BD.7144
13 juni 1958
Hulp van goede geestelijke krachten
Wie zich toevertrouwt aan de geestelijke krachten die in mijn opdracht werken, zal ook steeds goed verzorgd worden, want de wil
van de mens die naar Mij is gekeerd en die hun daarom ook het recht geeft,
hun verzorgende functie te verwezenlijken, stelt dan voor hen hun werkzaamheid
vast. Ieder mens die van goede wil is, moet zich alleen steeds aan de
goede krachten in het heelal overgeven, steeds met het doel, dat alles
geschiedt naar mijn wil en nu dus ook vol vertrouwen hulp uit de lichtwereld
kan verwachten als hij die nodig heeft.
Geen gelovig mens is zonder bescherming aan zichzelf overgelaten en mag
het hem ook voorkomen, dat hij helemaal vereenzaamd over de aarde gaat,
hij is steeds omringd door wezens die hem goed willen doen, omdat zijn
meest innerlijke gedachten op Mij zijn gericht. En in dit bewustzijn zou
hij waarlijk zorgeloos door het leven op aarde kunnen gaan, want mensen
zullen hem nooit zo trouw zijn toegedaan tot helpen als deze geestelijke
wezens die in mijn opdracht bij u werkzaam zijn, die u leiden in mijn wil, die steeds alleen mijn licht- en liefdeboden zijn, die Ik ter wille
van hun eigen gelukzaligheidbij hun beschermelingen laat zijn.

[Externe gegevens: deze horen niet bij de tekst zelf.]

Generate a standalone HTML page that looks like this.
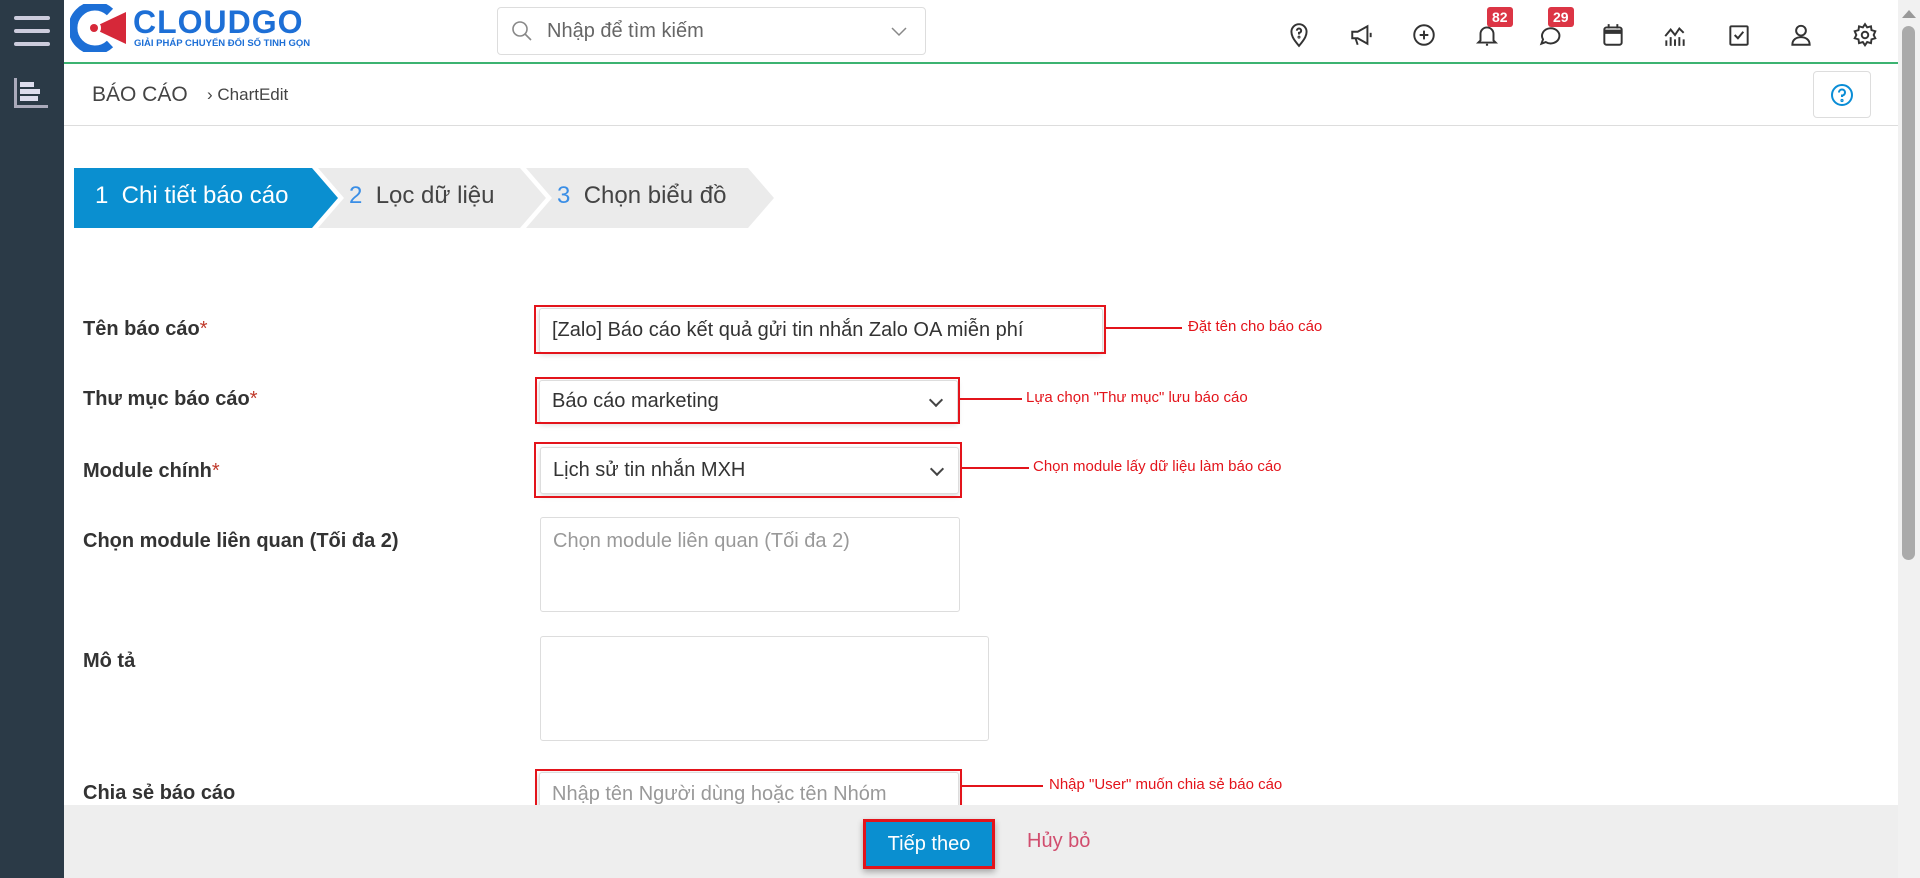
<!DOCTYPE html>
<html><head><meta charset="utf-8"><style>
*{box-sizing:border-box;margin:0;padding:0}
body{width:1920px;height:878px;overflow:hidden;background:#fff;font-family:"Liberation Sans","Noto Sans CJK SC",sans-serif;position:relative;color:#333}
.abs{position:absolute}
.side{left:0;top:0;width:64px;height:878px;background:#2b3a47}
.hdr{left:64px;top:0;width:1834px;height:64px;border-bottom:2px solid #3cb371;background:#fff}
.icon{position:absolute;top:22px;width:26px;height:26px}
.badge{position:absolute;top:7px;background:#dc3545;color:#fff;font-size:14px;font-weight:bold;padding:2px 5px;border-radius:3px;line-height:16px}
.lbl{position:absolute;left:83px;font-size:20px;font-weight:600;color:#333}
.lbl i{color:#c0392b;font-style:normal;font-weight:normal}
.red{position:absolute;border:2px solid #e3141b}
.inp{position:absolute;border:1px solid #ddd;border-radius:3px;background:#fff;font-size:20px;color:#333;padding-left:12px;display:flex;align-items:center;box-shadow:0 2px 6px rgba(0,0,0,.15)}
.chev{position:absolute;right:16px;top:50%;width:10px;height:10px;border-right:2px solid #444;border-bottom:2px solid #444;transform:translateY(-70%) rotate(45deg)}
.ann{position:absolute;height:2px;background:#e3141b}
.at{position:absolute;font-size:15px;color:#e3141b}
</style></head><body>
<div class="abs side">
  <div class="abs" style="left:14px;top:16px;width:36px;height:4px;background:#ccd;border-radius:2px"></div>
  <div class="abs" style="left:14px;top:29px;width:36px;height:4px;background:#ccd;border-radius:2px"></div>
  <div class="abs" style="left:14px;top:42px;width:36px;height:4px;background:#ccd;border-radius:2px"></div>
  <div class="abs" style="left:14px;top:78px;width:3px;height:30px;background:#aab"></div>
  <div class="abs" style="left:14px;top:105px;width:34px;height:3px;background:#aab"></div>
  <div class="abs" style="left:20px;top:82px;width:14px;height:5px;background:#dde"></div>
  <div class="abs" style="left:20px;top:89px;width:20px;height:5px;background:#dde"></div>
  <div class="abs" style="left:20px;top:96px;width:18px;height:5px;background:#dde"></div>
</div>
<div class="abs hdr"></div>
<svg class="abs" style="left:70px;top:4px" width="58" height="48" viewBox="0 0 58 48">
  <path d="M40 8 A22 22 0 1 0 40 40" fill="none" stroke="#1d6fd6" stroke-width="9"/>
  <path d="M22 24 L56 8 L56 40 Z" fill="#d62839"/>
  <circle cx="24" cy="24" r="7" fill="#fff"/><circle cx="24" cy="24" r="4" fill="#d62839"/>
</svg>
<div class="abs" style="left:133px;top:4px;font-size:32px;font-weight:bold;color:#1d6fd6;letter-spacing:1px">CLOUDGO</div>
<div class="abs" style="left:134px;top:38px;font-size:9.5px;font-weight:bold;color:#1d6fd6">GIẢI PHÁP CHUYỂN ĐỔI SỐ TINH GỌN</div>
<div class="abs" style="left:497px;top:7px;width:429px;height:48px;border:1px solid #ddd;border-radius:4px"></div>
<svg class="abs" style="left:510px;top:19px" width="24" height="24" viewBox="0 0 24 24"><circle cx="10" cy="10" r="7" fill="none" stroke="#888" stroke-width="1.6"/><path d="M15 15 L21 21" stroke="#888" stroke-width="1.6"/></svg>
<div class="abs" style="left:547px;top:20px;font-size:20px;color:#666">Nhập để tìm kiếm</div>
<svg class="abs" style="left:890px;top:26px" width="18" height="12" viewBox="0 0 18 12"><path d="M2 2 L9 9 L16 2" fill="none" stroke="#888" stroke-width="1.5"/></svg>
<svg class="icon" style="left:1286px" viewBox="0 0 24 24" fill="none" stroke="#333" stroke-width="1.8"><path d="M12 22 C6 15 5 12 5 9 a7 7 0 0 1 14 0 c0 3-1 6-7 13z"/><path d="M10 8 a2 2 0 1 1 2 2 v1.5"/><circle cx="12" cy="14" r=".5"/></svg>
<svg class="icon" style="left:1349px" viewBox="0 0 24 24" fill="none" stroke="#333" stroke-width="1.8"><path d="M3 9 h5 l9 -5 v16 l-9 -5 h-5z"/><path d="M6 15 l2 6"/><path d="M20 10 v4"/></svg>
<svg class="icon" style="left:1411px" viewBox="0 0 24 24" fill="none" stroke="#333" stroke-width="1.8"><circle cx="12" cy="12" r="9"/><path d="M12 8v8M8 12h8"/></svg>
<svg class="icon" style="left:1474px" viewBox="0 0 24 24" fill="none" stroke="#333" stroke-width="1.8"><path d="M6 17 V11 a6 6 0 0 1 12 0 v6 l2 2 H4z"/><path d="M11 21 h2"/></svg>
<div class="badge" style="left:1487px">82</div>
<svg class="icon" style="left:1536px" viewBox="0 0 24 24" fill="none" stroke="#333" stroke-width="1.8"><path d="M5 20 l1.5-4 A8 7 0 1 1 9 18.5z"/></svg>
<div class="badge" style="left:1548px">29</div>
<svg class="icon" style="left:1600px" viewBox="0 0 24 24" fill="none" stroke="#333" stroke-width="1.8"><rect x="4" y="5" width="16" height="16" rx="2"/><path d="M4 9h16" stroke-width="4"/><path d="M8 2v4M16 2v4"/></svg>
<svg class="icon" style="left:1662px" viewBox="0 0 24 24" fill="none" stroke="#333" stroke-width="1.8"><path d="M3 13 l5-6 4 5 4-6 4 4"/><path d="M4 22v-5M8 22v-8M12 22v-6M16 22v-8M20 22v-6"/></svg>
<svg class="icon" style="left:1726px" viewBox="0 0 24 24" fill="none" stroke="#333" stroke-width="1.8"><rect x="4" y="4" width="16" height="17" rx="1"/><path d="M8 12 l3 3 5-6"/></svg>
<svg class="icon" style="left:1788px" viewBox="0 0 24 24" fill="none" stroke="#333" stroke-width="1.8"><circle cx="12" cy="8" r="4.5"/><path d="M4 21 c0-5 4-7 8-7 s8 2 8 7z"/></svg>
<svg class="icon" style="left:1852px" viewBox="0 0 24 24" fill="none" stroke="#333" stroke-width="1.8"><circle cx="12" cy="12" r="3"/><path d="M12 2 l2 3 3.5-1 .5 3.5 3.5 1-1.5 3.5 1.5 3-3.5 1-.5 3.5-3.5-1-2 3-2-3-3.5 1-.5-3.5-3.5-1 1.5-3-1.5-3.5 3.5-1 .5-3.5 3.5 1z"/></svg>
<div class="abs" style="left:1898px;top:0;width:22px;height:878px;background:#f1f1f1"></div>
<div class="abs" style="left:1902px;top:10px;width:0;height:0;border-left:7px solid transparent;border-right:7px solid transparent;border-bottom:8px solid #999"></div>
<div class="abs" style="left:1902px;top:26px;width:13px;height:534px;background:#aaa;border-radius:7px"></div>
<div class="abs" style="left:64px;top:125px;width:1834px;height:1px;background:#ddd"></div>
<div class="abs" style="left:92px;top:83px;font-size:21px;color:#444">BÁO CÁO</div>
<div class="abs" style="left:207px;top:85px;font-size:17px;color:#444">› ChartEdit</div>
<div class="abs" style="left:1813px;top:71px;width:58px;height:47px;border:1px solid #ddd;border-radius:4px"></div>
<svg class="abs" style="left:1830px;top:83px" width="24" height="24" viewBox="0 0 24 24" fill="none" stroke="#0a8dd6" stroke-width="2"><circle cx="12" cy="12" r="10"/><path d="M9 9.5 a3 3 0 1 1 3 3 v1.5"/><circle cx="12" cy="17.5" r=".6"/></svg>
<svg class="abs" style="left:74px;top:168px" width="710" height="60">
  <path d="M0 0 H238 L264 30 L238 60 H0Z" fill="#0a8fd0"/>
  <path d="M244 0 H446 L472 30 L446 60 H244 L270 30Z" fill="#ebebeb"/>
  <path d="M452 0 H674 L700 30 L674 60 H452 L478 30Z" fill="#ebebeb"/>
</svg>
<div class="abs" style="left:95px;top:182px;font-size:24px;color:#fff">1&nbsp; Chi tiết báo cáo</div>
<div class="abs" style="left:349px;top:182px;font-size:24px;color:#444"><span style="color:#3a8ee6">2</span>&nbsp; Lọc dữ liệu</div>
<div class="abs" style="left:557px;top:182px;font-size:24px;color:#444"><span style="color:#3a8ee6">3</span>&nbsp; Chọn biểu đồ</div>
<div class="lbl" style="top:318px">Tên báo cáo<i>*</i></div>
<div class="inp" style="left:539px;top:308px;width:564px;height:45px">[Zalo] Báo cáo kết quả gửi tin nhắn Zalo OA miễn phí</div>
<div class="red" style="left:534px;top:305px;width:572px;height:49px"></div>
<div class="ann" style="left:1106px;top:327px;width:76px"></div>
<div class="at" style="left:1188px;top:318px">Đặt tên cho báo cáo</div>
<div class="lbl" style="top:388px">Thư mục báo cáo<i>*</i></div>
<div class="inp" style="left:539px;top:380px;width:419px;height:43px">Báo cáo marketing<span class="chev"></span></div>
<div class="red" style="left:535px;top:377px;width:425px;height:47px"></div>
<div class="ann" style="left:960px;top:398px;width:62px"></div>
<div class="at" style="left:1026px;top:389px">Lựa chọn "Thư mục" lưu báo cáo</div>
<div class="lbl" style="top:460px">Module chính<i>*</i></div>
<div class="inp" style="left:540px;top:447px;width:419px;height:47px">Lịch sử tin nhắn MXH<span class="chev"></span></div>
<div class="red" style="left:534px;top:442px;width:428px;height:56px"></div>
<div class="ann" style="left:962px;top:467px;width:67px"></div>
<div class="at" style="left:1033px;top:458px">Chọn module lấy dữ liệu làm báo cáo</div>
<div class="lbl" style="top:530px">Chọn module liên quan (Tối đa 2)</div>
<div class="abs" style="left:540px;top:517px;width:420px;height:95px;border:1px solid #ddd;border-radius:3px;font-size:20px;color:#999;padding:12px 12px">Chọn module liên quan (Tối đa 2)</div>
<div class="lbl" style="top:650px">Mô tả</div>
<div class="abs" style="left:540px;top:636px;width:449px;height:105px;border:1px solid #ddd;border-radius:3px"></div>
<div class="lbl" style="top:782px">Chia sẻ báo cáo</div>
<div class="inp" style="left:539px;top:772px;width:420px;height:44px;color:#999;box-shadow:0 2px 6px rgba(0,0,0,.2)">Nhập tên Người dùng hoặc tên Nhóm</div>
<div class="red" style="left:535px;top:769px;width:427px;height:50px"></div>
<div class="ann" style="left:962px;top:785px;width:81px"></div>
<div class="at" style="left:1049px;top:776px">Nhập "User" muốn chia sẻ báo cáo</div>
<div class="abs" style="left:64px;top:805px;width:1834px;height:73px;background:#eee"></div>
<div class="abs" style="left:863px;top:819px;width:132px;height:50px;border:3px solid #e3141b;background:#0a8fd0;box-shadow:0 3px 6px rgba(0,0,0,.3);color:#fff;font-size:20px;display:flex;align-items:center;justify-content:center">Tiếp theo</div>
<div class="abs" style="left:1027px;top:830px;font-size:20px;color:#d14d6e">Hủy bỏ</div>
</body></html>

En waar u gaat of staat, bent u onder hun hoede, ze werken in op uw gedachten,
ze waarschuwen en manen u, ze zetten u aan om deze of gene werkzaamheid
te verrichten - en doen toch steeds alleen dat wat ze als mijn wil zien,
zodat u dus van goddelijke bescherming zult kunnen spreken, dat u zich
door Mij zelf begeleid zal mogen voelen, omdat Ik toch van alles op de
hoogte ben wat dienstig is voor u.
Daarom zult u ook elke bange zorg van u moeten laten afvallen, u zult
niet bang hoeven te zijn voor onheil of mislukkingen, u zult te allen
tijde moeten weten dat zoiets niet nodig is, wanneer u in het vaste geloof
aan mijn vaderlijke zorg u ook aan die krachten toevertrouwt die Ik zelf
u heb toegewezen om voor u te zorgen.
En u zou uw harten met liefde moeten vullen - want dan dwingt u
Mij zelf om aanwezig te zijn en dan kan u waarlijk niets meer overkomen,
omdat dan uw band met Mij zo duidelijk is, dat de kring van de lichtwezens
zich om u sluit, wat zoveel betekent als dat geen duistere macht u meer
in het nauw kan brengen. Maar in de liefde bent u allen nog zwak en daarom
des te sterker in de vrees.
En deze vrees wil Ik van te voren van u afnemen en u daarom verzekeren
dat u voortdurende bescherming hebt te verwachten zodra uw wil maar naar
Mij is gekeerd, dat wil zeggen: dat u Mij zelf erkent als uw God en Vader en dat
u nu bewust op Mij aanstuurt, dus het verlangen hebt door Mij te worden
aangenomen.
Want pas dit verlangen geeft al het goede geestelijke het recht u hun
bescherming te verlenen. En hebt u maar eenmaal uw vrees overwonnen dan
zal de liefde zich ook steeds meer ontplooien en de band met Mij is nu
ook tot stand gebracht, waar u erg naar verlangt.
En u moet weten dat mijn liefde voortdurend u geldt en dat Ik niet wil
dat u lijdt.
U moet weten dat al het geestelijke vol is van licht en van liefde vervuld
en dat daarom ook machtig is. Maar u moet geen geestelijke wezens aanroepen
geïsoleerd van Mij. Want dit roepen zal niet worden gehoord maar
door andere wezens vervuld, zodra deze toewijding door middel van de wil naar Mij
toe er niet is aan voorafgegaan.
Daarom moet uw geloof in Mij een levend geloof zijn, niet slechts een
vorm, en het levend geloof heeft ook de vaste wil in zich, dichter bij
Mij te komen, die wil, die dan eerst het leger van geestelijke wezens
ertoe brengt u te helpen en in mijn opdracht behulpzaam te zijn.